Dude, 500 comments! Sweeet.
Sometime in late 2003 or early 2004 – believe it was (80% certainty) a link from Instapundit. It could possibly have been from a fanzine, likely Emerald City.
I started reading Whatever 3 or 4 months ago. I found Whatever after entering your name into google. I carried out the search because I enjoyed reading one of you books.
As for how I picked up your book in the first place that’s another story!!
Within the last 2 years. Don’t know how I found it but I imagine it coincided with reading Old Man’s War. Enjoyed that book immensely and was shocked that your politics were so different from my own and what I expected it to be. Nowadays I am an Obama-ite so we’re probably converging on the politics point. (Like my wife, I reserve the right to change my mind; I was politically right and now I’m left leaning, or maybe just common sense leaning). Thanks for all the *free* entertainment Whatever provides!

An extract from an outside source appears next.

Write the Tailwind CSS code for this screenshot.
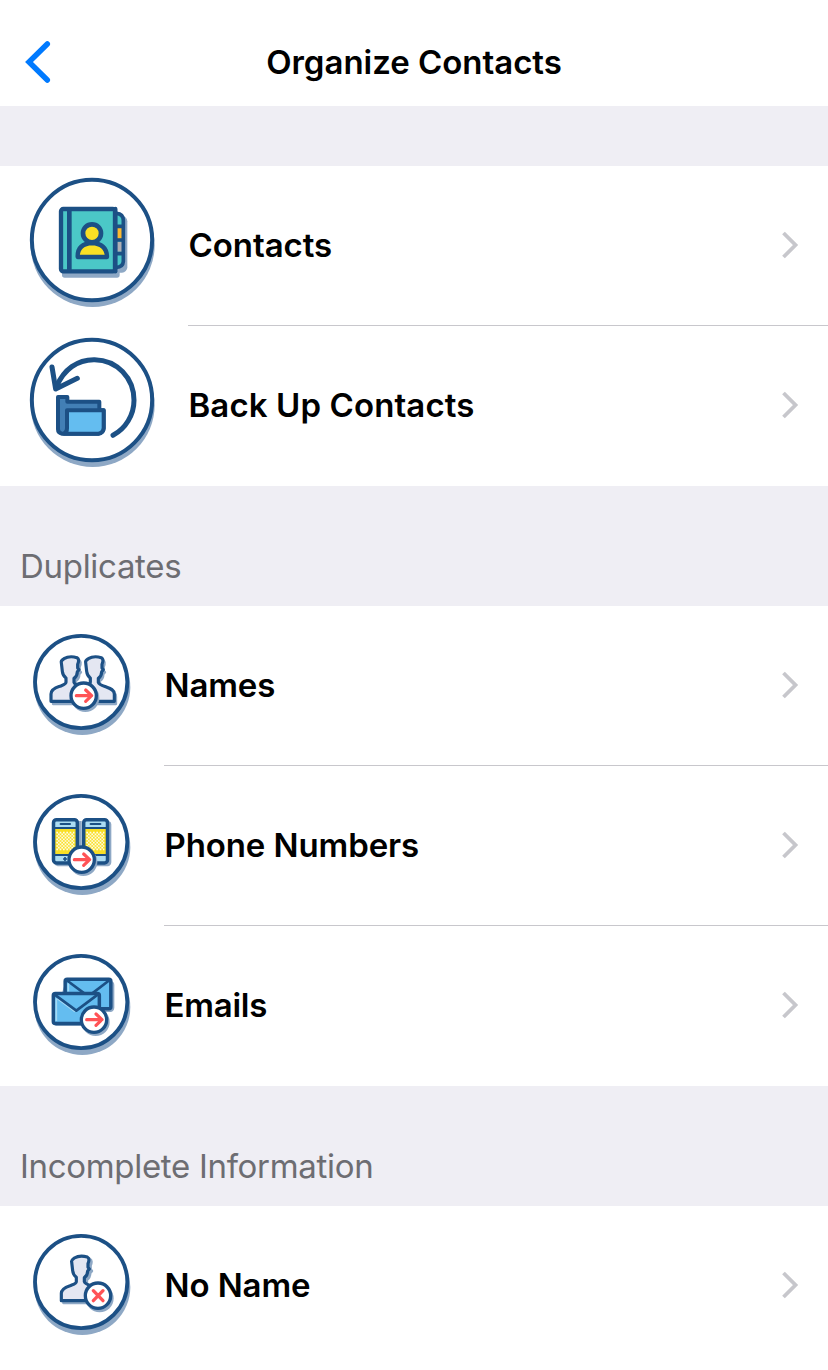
<!DOCTYPE html>
<html lang="en">
<head>
<meta charset="utf-8">
<title>Organize Contacts</title>
<script src="https://cdn.jsdelivr.net/npm/@tailwindcss/browser@4"></script>
</head>
<body class="bg-white">
<svg class="hidden">
  <defs>
    <symbol id="ring" viewBox="0 0 345 345">
      <circle cx="172" cy="186" r="144" fill="#8ea8c5"/>
      <circle cx="168.500" cy="171" r="138.500" fill="#fff" stroke="#1c5085" stroke-width="11.500"/>
    </symbol>
    <symbol id="bigring" viewBox="0 0 435 435">
      <circle cx="218" cy="225" r="186" fill="#8ea8c5"/>
      <circle cx="216" cy="210" r="180.500" fill="#fff" stroke="#1c5085" stroke-width="12"/>
    </symbol>
    <path id="bust" d="M78 229V207C78 193 92 188 104 184C114 180 123 178 123 172V159C116 154 113 148 112 139L109 113C107 107 113 104 117 101C127 95 143 94 156 98C163 102 161 111 158 118V129L162 134L157 140C157 150 153 156 147 160V172C149 179 160 182 171 186C182 190 195 194 195 207V229Z" stroke-linejoin="round"/>
    <symbol id="arrowbadge" viewBox="-50 -50 100 100">
      <circle cx="5" cy="7" r="42" fill="#8ea8c5"/>
      <circle r="38" fill="#fff" stroke="#1c5085" stroke-width="10"/>
      <path d="M-22 0H23M6 -17L24 0L6 17" fill="none" stroke="#ff5356" stroke-width="9.500" stroke-linecap="round" stroke-linejoin="round"/>
    </symbol>
    <symbol id="chev" viewBox="0 0 18 28"><path d="M2.500 2L14.500 14L2.500 26" fill="none" stroke="#c7c7cc" stroke-width="3.800"/></symbol>
  </defs>
</svg>
<main class="flex h-[1370px] w-[828px] flex-col overflow-hidden bg-[#efeef4] font-['Inter','Liberation_Sans',sans-serif] text-[33px] font-semibold text-black">
  <header class="grid h-[106px] shrink-0 grid-cols-[100px_1fr_100px] items-center bg-white pt-[18px]">
    <svg class="ml-[23px] h-[46px] w-[30px]" viewBox="0 0 30 46"><path d="M24.300 5L6 23L24.300 41" fill="none" stroke="#007aff" stroke-width="5.500" stroke-linecap="round" stroke-linejoin="miter"/></svg>
    <h1 class="pt-0.5 text-center whitespace-nowrap"><span class="tracking-[-0.03px]">Organize Contacts</span></h1>
  </header>

  <section class="mt-[60px] shrink-0 bg-white">
    <div class="flex h-40">
      <svg class="mt-1 ml-5 size-[145px] shrink-0" viewBox="0 0 435 435">
        <use href="#bigring" width="435" height="435"/>
        <rect x="126" y="290" width="173" height="33" rx="8" fill="#8ea8c5"/>
        <rect x="280" y="138" width="42" height="170" rx="16" fill="#8ea8c5"/>
        <path d="M286 130H294Q310 134 310 149V276Q308 291 292 292H286Z" fill="#4bc8c7"/>
        <path d="M291 173h15v33h-15z" fill="#fcb92f"/>
        <path d="M291 216h15v29h-15z" fill="#b0b0b4"/>
        <path d="M289 130Q310 132 310 151V274Q309 291 289 292M290 169H310M290 210H310M290 251H310" fill="none" stroke="#1c5085" stroke-width="11"/>
        <rect x="123" y="117" width="162" height="187" rx="7" fill="#4bc8c7" stroke="#1c5085" stroke-width="13"/>
        <path d="M148 117V304" stroke="#1c5085" stroke-width="14"/>
        <path d="M286 117V304" stroke="#1c5085" stroke-width="13" stroke-linecap="round"/>
        <path d="M173 261Q172 221 216 219Q260 221 261 261Z" fill="#f9df25" stroke="#1c5085" stroke-width="13" stroke-linejoin="round"/>
        <circle cx="216" cy="190" r="27" fill="#f9df25" stroke="#1c5085" stroke-width="14"/>
      </svg>
      <div class="ml-[23px] flex flex-1 items-center border-b border-[#c8c7cc] pb-px pl-[0.5px]"><span class="flex-1 pt-0.5 tracking-[-0.05px]">Contacts</span><svg class="mr-[29px] h-[28px] w-[18px]"><use href="#chev"/></svg></div>
    </div>
    <div class="flex h-40">
      <svg class="mt-1 ml-5 size-[145px] shrink-0" viewBox="0 0 435 435">
        <use href="#bigring" width="435" height="435"/>
        <path d="M110 169C131 119 172 88 224 89C291 90 342 144 342 211C342 255 317 296 279 316" fill="none" stroke="#1c5085" stroke-width="15" stroke-linecap="round"/>
        <path d="M96 111L107 177L172 145" fill="none" stroke="#1c5085" stroke-width="15" stroke-linecap="round" stroke-linejoin="round"/>
        <path d="M114 201H142V215H238V241H251V296Q250 309 235 311H126Q114 309 114 298Z" fill="#427fb5" stroke="#1c5085" stroke-width="12" stroke-linejoin="round"/>
        <path d="M141 241H251V294Q250 309 235 311H132Q141 307 141 295Z" fill="#64bdf0" stroke="#1c5085" stroke-width="12" stroke-linejoin="round"/>
      </svg>
      <div class="ml-[23px] flex flex-1 items-center pb-0.5 pl-[0.5px]"><span class="flex-1 pt-0.5 tracking-[0.1px]">Back Up Contacts</span><svg class="mr-[29px] h-[28px] w-[18px]"><use href="#chev"/></svg></div>
    </div>
  </section>

  <h2 class="flex h-[120px] shrink-0 items-end pb-[15px] pl-5 font-normal text-[#6d6d72]"><span class="tracking-[-0.3px]">Duplicates</span></h2>

  <section class="shrink-0 bg-white">
    <div class="flex h-40">
      <svg class="mt-[19px] ml-[25px] size-[115px] shrink-0" viewBox="0 0 345 345">
        <use href="#ring" width="345" height="345"/>
        <use href="#bust" x="6" y="8" fill="#8ea8c5" stroke="#8ea8c5" stroke-width="7"/>
        <use href="#bust" x="78" y="8" fill="#8ea8c5" stroke="#8ea8c5" stroke-width="7"/>
        <use href="#bust" x="73" fill="#e4e7f2" stroke="#1c5085" stroke-width="9.500"/>
        <use href="#bust" fill="#e4e7f2" stroke="#1c5085" stroke-width="9.500"/>
        <use href="#arrowbadge" x="126" y="162" width="100" height="100"/>
      </svg>
      <div class="ml-[24px] flex flex-1 items-center border-b border-[#c8c7cc] pb-px pl-[0.5px]"><span class="flex-1 pt-0.5 tracking-[-0.15px]">Names</span><svg class="mr-[29px] h-[28px] w-[18px]"><use href="#chev"/></svg></div>
    </div>
    <div class="flex h-40">
      <svg class="mt-[19px] ml-[25px] size-[115px] shrink-0" viewBox="0 0 345 345">
        <use href="#ring" width="345" height="345"/>
        <path d="M90 108H170V236Q169 243 160 244H98Q89 243 87 235ZM178 108H252Q259 110 259 118V232Q258 243 248 244H184Z" fill="#8ea8c5"/>
        <rect x="85.500" y="103.500" width="72" height="130" rx="9" fill="#acdcf2"/>
        <rect x="175.500" y="103.500" width="72" height="130" rx="9" fill="#acdcf2"/>
        <path d="M87 130h70v80H87zM177 130h70v80h-70z" fill="#f9df25"/>
        <g fill="none" stroke="#fffce8" stroke-width="5">
          <path stroke-dasharray="5 5" d="M94 143H148M94 153H148M94 163H148M94 173H148M94 183H148M94 193H148M184 143H238M184 153H238M184 163H238M184 173H238M184 183H238M184 193H238"/>
          <path stroke-dasharray="5 5" d="M99 148H148M99 158H148M99 168H148M99 178H148M99 188H148M189 148H238M189 158H238M189 168H238M189 178H238M189 188H238"/>
        </g>
        <path d="M86 129H158M86 210H158M176 129H248M176 210H248M107 117H135M197 117H226" stroke="#1c5085" stroke-width="6.500" stroke-linecap="round"/>
        <path d="M114 222h12M120 216v12" stroke="#1c5085" stroke-width="5"/>
        <rect x="85.500" y="104" width="71.500" height="130" rx="9" fill="none" stroke="#1c5085" stroke-width="10.500"/>
        <rect x="176" y="104" width="71.500" height="130" rx="9" fill="none" stroke="#1c5085" stroke-width="10.500"/>
        <use href="#arrowbadge" x="120" y="174" width="100" height="100"/>
      </svg>
      <div class="ml-[24px] flex flex-1 items-center border-b border-[#c8c7cc] pb-px pl-[0.5px]"><span class="flex-1 pt-0.5 tracking-[-0.1px]">Phone Numbers</span><svg class="mr-[29px] h-[28px] w-[18px]"><use href="#chev"/></svg></div>
    </div>
    <div class="flex h-40">
      <svg class="mt-[19px] ml-[25px] size-[115px] shrink-0" viewBox="0 0 345 345">
        <use href="#ring" width="345" height="345"/>
        <path d="M122 108H258Q268 110 268 120V188Q267 200 256 201H230V243H94Q85 242 84 232Z" fill="#8ea8c5"/>
        <g fill="#64bdf0" stroke="#1c5085" stroke-width="10.500" stroke-linejoin="round">
          <rect x="120.500" y="102.500" width="137" height="89" rx="6"/>
          <path d="M124 105L190 154L254 105" fill="none" stroke-width="8"/>
          <path d="M130 115V140" stroke="#a5daf5" stroke-width="5"/>
          <rect x="85" y="145.500" width="138" height="90" rx="6"/>
          <path d="M94 160V228" stroke="#a5daf5" stroke-width="5"/>
          <path d="M97 161L150 200" stroke="#a5daf5" stroke-width="5"/>
          <path d="M88 148L154 197L219 148" fill="none" stroke-width="8"/>
        </g>
        <use href="#arrowbadge" x="157" y="174" width="100" height="100"/>
      </svg>
      <div class="ml-[24px] flex flex-1 items-center pb-0.5 pl-[0.5px]"><span class="flex-1 pt-0.5 tracking-[-0.25px]">Emails</span><svg class="mr-[29px] h-[28px] w-[18px]"><use href="#chev"/></svg></div>
    </div>
  </section>

  <h2 class="flex h-[120px] shrink-0 items-end pb-[15px] pl-5 font-normal text-[#6d6d72]"><span class="tracking-[-0.31px]">Incomplete Information</span></h2>

  <section class="h-[164px] shrink-0 bg-white">
    <div class="flex h-40">
      <svg class="mt-[19px] ml-[25px] size-[115px] shrink-0" viewBox="0 0 345 345">
        <use href="#ring" width="345" height="345"/>
        <use href="#bust" x="38" y="4" fill="#8ea8c5" stroke="#8ea8c5" stroke-width="9"/>
        <use href="#bust" x="31" y="-2" fill="#e4e7f2" stroke="#1c5085" stroke-width="9.500"/>
        <circle cx="224" cy="220" r="42" fill="#8ea8c5"/>
        <circle cx="219" cy="212" r="38" fill="#fff" stroke="#1c5085" stroke-width="10"/>
        <path d="M205 197L234 227M234 197L205 227" stroke="#ff5356" stroke-width="10" stroke-linecap="round"/>
      </svg>
      <div class="ml-[24px] flex flex-1 items-center pb-0.5 pl-[0.5px]"><span class="flex-1 pt-0.5 tracking-[-0.1px]">No Name</span><svg class="mr-[29px] h-[28px] w-[18px]"><use href="#chev"/></svg></div>
    </div>
  </section>
</main>
</body>
</html>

You posted an interesting comment to a sci-fi-related Metafilter thread. I clicked through to read your profile, or Googled your name (I forget which), and found that you were a published author with an active blog.
I can’t be arsed to dig out the comment, but this was right about the time Old Man’s War was published in paperback. I ordered it from Powell’s and subscribed to your RSS.
I think this means that you can count mefi as a work-related activity. Sorry ’bout that.
I read “Old Man’s War” a few weeks ago. I loved it so much I badgered my wife into reading it, and she’s no fan of military sci-fi. I’m reading “Ghost Brigades” now.
I saw your blog listed on Balloon Juice and rushed right over. Today’s my first visit.
I read Android’s Dream on the recommendation of a friend at least five or so months ago, and I believe it mentioned your site on the book jacket and the same friend pointed it out to me. Been coming back ever since.
I headed over here by way of Anne Murphy. I liked your blog so I started reading your books. Now I’m hooked on both. :)
I came via Wil Wheaton about a month ago. I read some, skip others, some I get, some not so much. So far I haven’t unsubscribed though. So that’s good, right?